Un campione di una pallasite ritrovata nel deserto di Atacama, Cile.

Sembrano veri e propri gioielli caduti sulla Terra dallo spazio. Le pallasiti, rare (ne sono stati raccolti solo 61 esemplari) e bellissime meteoriti, contengono cristalli giallo/olivastri, di un minerale chiamato appunto olivina, incastonati in una matrice a base di ferro e nichel. Identificate per la prima volta oltre 200 anni fa dal tedesco Peter Pallas (cui devono il nome), da allora affascinano gli scienziati che si domandano da cosa derivi la loro struttura, così diversa da quella di tutti gli altri metoriti.

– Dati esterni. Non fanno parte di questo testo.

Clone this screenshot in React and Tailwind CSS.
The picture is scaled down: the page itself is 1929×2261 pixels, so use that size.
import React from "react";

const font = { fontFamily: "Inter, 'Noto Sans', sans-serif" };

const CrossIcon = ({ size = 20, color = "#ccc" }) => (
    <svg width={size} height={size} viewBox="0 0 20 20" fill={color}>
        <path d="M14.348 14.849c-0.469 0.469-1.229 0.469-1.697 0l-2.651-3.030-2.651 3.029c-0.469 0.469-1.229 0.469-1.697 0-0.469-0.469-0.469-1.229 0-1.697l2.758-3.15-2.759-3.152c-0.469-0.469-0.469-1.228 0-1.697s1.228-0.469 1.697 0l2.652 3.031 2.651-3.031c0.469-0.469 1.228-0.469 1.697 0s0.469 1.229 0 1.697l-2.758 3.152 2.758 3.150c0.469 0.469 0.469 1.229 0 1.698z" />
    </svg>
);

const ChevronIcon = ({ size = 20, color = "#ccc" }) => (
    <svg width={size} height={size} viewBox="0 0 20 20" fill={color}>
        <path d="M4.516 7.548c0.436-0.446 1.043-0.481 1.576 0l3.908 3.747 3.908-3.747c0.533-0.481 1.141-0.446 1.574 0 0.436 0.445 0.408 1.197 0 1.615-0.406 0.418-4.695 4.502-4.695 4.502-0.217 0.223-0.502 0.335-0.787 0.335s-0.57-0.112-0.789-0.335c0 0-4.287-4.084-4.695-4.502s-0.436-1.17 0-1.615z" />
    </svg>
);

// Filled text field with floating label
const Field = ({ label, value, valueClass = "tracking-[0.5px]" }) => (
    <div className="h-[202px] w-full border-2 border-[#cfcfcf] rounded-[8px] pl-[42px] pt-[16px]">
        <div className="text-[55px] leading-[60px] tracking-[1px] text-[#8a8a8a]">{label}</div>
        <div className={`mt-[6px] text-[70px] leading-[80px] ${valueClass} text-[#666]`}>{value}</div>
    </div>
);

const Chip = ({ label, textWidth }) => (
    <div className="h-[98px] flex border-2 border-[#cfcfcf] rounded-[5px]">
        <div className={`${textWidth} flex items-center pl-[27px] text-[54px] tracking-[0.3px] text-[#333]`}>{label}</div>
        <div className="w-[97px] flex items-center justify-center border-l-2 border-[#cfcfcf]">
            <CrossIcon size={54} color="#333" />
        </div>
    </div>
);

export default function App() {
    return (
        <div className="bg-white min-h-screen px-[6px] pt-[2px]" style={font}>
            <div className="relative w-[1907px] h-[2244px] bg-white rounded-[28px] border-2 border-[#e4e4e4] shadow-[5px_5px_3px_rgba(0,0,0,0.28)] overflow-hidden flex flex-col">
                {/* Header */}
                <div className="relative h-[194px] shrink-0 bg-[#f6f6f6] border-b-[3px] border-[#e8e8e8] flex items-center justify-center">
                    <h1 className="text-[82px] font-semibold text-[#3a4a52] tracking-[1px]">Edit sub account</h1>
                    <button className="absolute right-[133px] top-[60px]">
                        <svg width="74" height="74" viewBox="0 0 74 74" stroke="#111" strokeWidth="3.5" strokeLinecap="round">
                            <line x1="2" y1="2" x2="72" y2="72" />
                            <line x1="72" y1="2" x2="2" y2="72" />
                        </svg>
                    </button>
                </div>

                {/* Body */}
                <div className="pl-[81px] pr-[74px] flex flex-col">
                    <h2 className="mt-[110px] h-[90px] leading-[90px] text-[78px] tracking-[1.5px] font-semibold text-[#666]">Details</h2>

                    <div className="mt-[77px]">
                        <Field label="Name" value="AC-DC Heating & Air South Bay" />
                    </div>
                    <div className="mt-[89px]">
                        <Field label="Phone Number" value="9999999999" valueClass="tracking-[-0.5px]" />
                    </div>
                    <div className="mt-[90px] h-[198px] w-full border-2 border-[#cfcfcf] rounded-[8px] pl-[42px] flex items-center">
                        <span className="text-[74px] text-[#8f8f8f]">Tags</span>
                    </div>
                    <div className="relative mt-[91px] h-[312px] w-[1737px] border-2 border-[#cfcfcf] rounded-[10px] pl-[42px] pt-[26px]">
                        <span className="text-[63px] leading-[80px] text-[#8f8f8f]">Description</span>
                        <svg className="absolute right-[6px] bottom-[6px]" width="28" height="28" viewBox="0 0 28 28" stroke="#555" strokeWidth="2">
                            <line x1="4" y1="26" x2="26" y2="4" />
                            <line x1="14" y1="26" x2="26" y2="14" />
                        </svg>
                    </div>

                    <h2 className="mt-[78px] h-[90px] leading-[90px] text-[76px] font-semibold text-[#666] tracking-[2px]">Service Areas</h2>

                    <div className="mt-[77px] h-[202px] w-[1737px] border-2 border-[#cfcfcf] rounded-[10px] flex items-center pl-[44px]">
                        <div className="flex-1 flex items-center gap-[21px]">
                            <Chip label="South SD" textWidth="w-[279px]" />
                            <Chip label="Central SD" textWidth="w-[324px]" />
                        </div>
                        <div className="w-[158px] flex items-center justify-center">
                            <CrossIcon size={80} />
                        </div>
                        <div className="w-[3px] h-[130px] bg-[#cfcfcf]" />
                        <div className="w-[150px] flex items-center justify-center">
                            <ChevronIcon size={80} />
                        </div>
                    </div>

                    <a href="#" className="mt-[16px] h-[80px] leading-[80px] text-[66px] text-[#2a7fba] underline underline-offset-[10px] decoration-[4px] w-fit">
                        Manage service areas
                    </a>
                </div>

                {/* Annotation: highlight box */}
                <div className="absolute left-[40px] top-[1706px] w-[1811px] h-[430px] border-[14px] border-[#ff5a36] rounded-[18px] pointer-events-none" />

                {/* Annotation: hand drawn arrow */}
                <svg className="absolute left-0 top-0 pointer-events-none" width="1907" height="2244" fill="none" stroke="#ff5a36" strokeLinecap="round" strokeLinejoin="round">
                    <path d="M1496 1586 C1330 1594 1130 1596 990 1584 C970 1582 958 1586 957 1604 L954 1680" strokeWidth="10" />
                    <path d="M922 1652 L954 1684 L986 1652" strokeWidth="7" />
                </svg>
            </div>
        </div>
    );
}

L’ipotesi più accreditata era che si fossero formati sulla linea di passaggio tra nucleo ferroso e mantello roccioso in qualche pianeta o asteroide dalla struttura differenziata. È lì che ferro, nichel e olivina (a sua volta un minerale composto di silicio, ossigeno e ferro o magnesio) più probabilmente possono incontrarsi.

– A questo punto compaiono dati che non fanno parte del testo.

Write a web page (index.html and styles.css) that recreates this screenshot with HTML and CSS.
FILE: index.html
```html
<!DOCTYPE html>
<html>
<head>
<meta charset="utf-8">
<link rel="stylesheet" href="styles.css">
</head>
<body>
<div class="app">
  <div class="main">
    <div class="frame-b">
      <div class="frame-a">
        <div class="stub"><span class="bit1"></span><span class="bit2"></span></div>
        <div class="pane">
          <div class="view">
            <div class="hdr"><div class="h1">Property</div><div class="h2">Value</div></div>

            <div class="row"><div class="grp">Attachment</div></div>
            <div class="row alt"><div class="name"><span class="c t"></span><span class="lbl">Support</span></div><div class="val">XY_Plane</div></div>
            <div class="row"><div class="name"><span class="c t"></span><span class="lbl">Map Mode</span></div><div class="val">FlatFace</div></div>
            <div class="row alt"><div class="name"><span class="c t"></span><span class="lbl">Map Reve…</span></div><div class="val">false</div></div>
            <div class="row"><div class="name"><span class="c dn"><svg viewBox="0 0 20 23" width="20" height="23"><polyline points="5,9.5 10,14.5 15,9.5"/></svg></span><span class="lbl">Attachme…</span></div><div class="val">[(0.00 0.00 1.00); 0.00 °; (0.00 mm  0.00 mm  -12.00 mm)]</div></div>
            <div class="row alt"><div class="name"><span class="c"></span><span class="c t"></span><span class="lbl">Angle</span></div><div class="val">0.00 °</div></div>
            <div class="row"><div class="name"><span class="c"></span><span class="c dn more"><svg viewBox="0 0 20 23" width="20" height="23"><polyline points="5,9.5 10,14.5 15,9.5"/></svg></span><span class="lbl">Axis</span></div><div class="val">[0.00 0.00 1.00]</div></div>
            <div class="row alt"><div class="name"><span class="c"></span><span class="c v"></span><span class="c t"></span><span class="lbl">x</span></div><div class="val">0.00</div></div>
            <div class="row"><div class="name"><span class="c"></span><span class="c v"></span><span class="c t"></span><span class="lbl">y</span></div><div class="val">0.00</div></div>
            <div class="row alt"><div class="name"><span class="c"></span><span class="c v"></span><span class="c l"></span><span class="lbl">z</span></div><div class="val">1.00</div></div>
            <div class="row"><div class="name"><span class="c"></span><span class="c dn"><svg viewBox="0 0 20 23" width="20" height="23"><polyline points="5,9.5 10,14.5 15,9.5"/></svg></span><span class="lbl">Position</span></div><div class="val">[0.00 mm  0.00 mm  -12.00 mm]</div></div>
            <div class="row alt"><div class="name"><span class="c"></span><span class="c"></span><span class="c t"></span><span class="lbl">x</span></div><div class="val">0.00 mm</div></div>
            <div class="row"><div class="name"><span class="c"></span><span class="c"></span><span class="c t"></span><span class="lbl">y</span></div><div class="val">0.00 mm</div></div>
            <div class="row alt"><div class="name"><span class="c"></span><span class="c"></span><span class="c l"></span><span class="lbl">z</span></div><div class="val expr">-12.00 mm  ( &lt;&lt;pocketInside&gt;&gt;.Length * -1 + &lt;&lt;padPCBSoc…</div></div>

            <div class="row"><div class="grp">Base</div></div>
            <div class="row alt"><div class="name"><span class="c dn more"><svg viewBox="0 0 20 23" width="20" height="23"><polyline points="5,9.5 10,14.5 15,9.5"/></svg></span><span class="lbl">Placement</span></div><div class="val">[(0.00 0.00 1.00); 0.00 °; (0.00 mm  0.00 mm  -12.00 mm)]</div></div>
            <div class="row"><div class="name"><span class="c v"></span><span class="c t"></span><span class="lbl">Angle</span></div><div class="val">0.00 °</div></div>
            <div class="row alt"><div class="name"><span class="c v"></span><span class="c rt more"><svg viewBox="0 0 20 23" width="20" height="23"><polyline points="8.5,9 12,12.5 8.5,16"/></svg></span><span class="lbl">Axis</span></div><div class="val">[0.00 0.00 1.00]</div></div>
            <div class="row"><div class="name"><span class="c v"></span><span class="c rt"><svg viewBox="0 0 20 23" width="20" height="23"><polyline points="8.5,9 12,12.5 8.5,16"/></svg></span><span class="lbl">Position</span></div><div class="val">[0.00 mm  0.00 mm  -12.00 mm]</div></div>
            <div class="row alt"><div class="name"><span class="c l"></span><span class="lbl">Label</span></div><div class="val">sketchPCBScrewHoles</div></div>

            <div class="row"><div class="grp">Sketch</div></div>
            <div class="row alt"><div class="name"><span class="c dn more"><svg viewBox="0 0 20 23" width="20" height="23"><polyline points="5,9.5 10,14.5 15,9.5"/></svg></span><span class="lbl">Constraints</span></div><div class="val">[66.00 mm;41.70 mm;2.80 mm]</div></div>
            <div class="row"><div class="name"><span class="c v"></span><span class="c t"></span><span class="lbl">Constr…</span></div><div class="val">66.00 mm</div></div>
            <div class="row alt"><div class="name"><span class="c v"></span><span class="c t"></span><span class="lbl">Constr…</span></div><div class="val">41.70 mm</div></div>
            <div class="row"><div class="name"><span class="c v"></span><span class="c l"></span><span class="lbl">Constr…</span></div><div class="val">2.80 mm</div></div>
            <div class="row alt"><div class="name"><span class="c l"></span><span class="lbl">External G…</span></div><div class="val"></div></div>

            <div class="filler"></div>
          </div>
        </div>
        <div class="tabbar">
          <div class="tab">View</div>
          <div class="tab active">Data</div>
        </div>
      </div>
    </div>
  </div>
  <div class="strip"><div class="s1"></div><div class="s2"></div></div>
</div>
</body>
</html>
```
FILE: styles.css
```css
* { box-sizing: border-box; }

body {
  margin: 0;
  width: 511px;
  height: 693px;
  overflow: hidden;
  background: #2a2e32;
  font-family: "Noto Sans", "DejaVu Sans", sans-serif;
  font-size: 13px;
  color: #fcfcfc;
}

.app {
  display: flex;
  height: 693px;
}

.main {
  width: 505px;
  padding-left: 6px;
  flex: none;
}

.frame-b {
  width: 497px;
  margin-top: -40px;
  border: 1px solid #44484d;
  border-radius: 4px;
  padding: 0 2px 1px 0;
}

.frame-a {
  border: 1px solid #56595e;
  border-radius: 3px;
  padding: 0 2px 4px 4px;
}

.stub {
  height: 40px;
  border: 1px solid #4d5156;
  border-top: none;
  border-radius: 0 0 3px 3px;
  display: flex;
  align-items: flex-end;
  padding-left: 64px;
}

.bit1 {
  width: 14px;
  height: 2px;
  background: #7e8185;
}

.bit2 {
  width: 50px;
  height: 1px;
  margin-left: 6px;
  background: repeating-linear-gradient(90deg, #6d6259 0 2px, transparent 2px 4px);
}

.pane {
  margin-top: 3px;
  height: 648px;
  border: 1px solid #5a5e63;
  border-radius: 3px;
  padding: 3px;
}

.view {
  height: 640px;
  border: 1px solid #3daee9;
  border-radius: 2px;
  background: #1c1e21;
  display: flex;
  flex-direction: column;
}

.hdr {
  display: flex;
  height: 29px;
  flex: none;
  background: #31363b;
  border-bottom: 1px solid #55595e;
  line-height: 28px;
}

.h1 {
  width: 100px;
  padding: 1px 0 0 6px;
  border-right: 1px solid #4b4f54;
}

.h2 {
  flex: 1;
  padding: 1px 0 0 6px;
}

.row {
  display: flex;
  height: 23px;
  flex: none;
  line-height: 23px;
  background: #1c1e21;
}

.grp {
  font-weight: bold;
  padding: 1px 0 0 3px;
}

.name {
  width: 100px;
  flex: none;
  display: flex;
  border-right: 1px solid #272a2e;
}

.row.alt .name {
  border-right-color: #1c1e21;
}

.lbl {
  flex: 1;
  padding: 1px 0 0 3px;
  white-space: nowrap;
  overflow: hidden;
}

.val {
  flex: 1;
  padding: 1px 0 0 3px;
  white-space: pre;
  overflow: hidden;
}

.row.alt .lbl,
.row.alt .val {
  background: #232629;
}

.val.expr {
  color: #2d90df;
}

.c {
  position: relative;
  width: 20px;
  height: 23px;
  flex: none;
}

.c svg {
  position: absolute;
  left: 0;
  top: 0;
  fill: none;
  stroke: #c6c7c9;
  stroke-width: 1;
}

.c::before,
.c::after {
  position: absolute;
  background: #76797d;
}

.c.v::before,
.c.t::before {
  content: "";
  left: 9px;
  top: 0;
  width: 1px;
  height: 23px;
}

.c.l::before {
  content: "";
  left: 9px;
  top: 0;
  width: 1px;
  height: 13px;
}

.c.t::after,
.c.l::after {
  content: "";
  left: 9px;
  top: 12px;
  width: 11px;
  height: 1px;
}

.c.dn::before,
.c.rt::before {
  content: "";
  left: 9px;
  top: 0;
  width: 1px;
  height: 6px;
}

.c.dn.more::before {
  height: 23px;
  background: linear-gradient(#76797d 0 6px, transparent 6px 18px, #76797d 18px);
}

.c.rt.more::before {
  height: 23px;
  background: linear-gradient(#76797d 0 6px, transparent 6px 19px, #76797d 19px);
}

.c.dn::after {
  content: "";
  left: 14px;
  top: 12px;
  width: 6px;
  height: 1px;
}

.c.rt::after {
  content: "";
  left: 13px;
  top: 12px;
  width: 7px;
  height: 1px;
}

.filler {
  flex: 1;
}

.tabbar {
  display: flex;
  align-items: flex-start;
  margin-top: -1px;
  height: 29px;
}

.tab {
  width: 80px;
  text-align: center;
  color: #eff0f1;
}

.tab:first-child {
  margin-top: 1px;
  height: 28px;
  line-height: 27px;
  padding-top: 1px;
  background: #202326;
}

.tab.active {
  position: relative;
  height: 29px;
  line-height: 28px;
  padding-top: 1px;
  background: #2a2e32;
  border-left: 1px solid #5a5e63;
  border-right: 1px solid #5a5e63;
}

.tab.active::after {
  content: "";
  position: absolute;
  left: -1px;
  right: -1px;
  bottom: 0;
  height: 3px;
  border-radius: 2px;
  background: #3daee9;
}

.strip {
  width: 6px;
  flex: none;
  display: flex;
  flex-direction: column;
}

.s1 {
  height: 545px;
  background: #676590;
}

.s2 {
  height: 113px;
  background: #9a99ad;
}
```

Ma uno studio pubblicato su Science e firmato da John Tarduno dell’Università di Rochester, negli Stati Uniti, ribalta letteralmente la teoria e suggerisce che la loro origine vada ricondotta piuttosto all’impatto tra un asteroide minore e un pianeta grande più o meno un trentesimo della Terra. Il fatto che i granelli metallici dell’olivina siano tutti polarizzati magneticamente nella stessa direzione, in particolare, è quello che ha portato i ricercatori a concludere che le pallasiti debbano essersi formate lontano dal nucleo del pianeta o asteroide.

“Crediamo che la matrice di ferro e nichel nelle pallasiti derivi dalla collisione con un asteroide” confemra Francis Nimmo, professore all’Università della California a Santa Cruz e coautore dello studio. “Il ferro fuso proveniente dall’asteroide più piccolo è stato iniettato nel mantello del corpo più grande, creando la trama che ora osserviamo nelle pallasiti”.

“Prima si pensava che il ferro proveniente dal nucleo fosse stato in qualche modo ‘spremuto’ all’interno dell’olivina del mantello” chiarisce Tarduno “ma i granelli magnetici nell’olivina mostrano che non è così”. Infatti, per magnetizzare in quel modo i granelli doveva esserci un nucleo di ferro fuso in grado di creare un campo magnetico. Ma le temperature sulla linea di confine tra nucleo e mantello sono troppo alte perché avvenga la magnetizzazione. Quindi le pallasiti devono essersi formate più vicino alla superficie.

Non solo: riscaldando i materiali fino a far perdere loro la magnetizzazione, i ricercatori sono riusciti a misurare la forza del camp magnetico che li aveva originariamente polarizzati, e quindi le dimensioni del pianeta colpito dall’impatto con l’asteroide: doveva essere di circa 200 km di diametro, trenta volte più piccolo della Terra.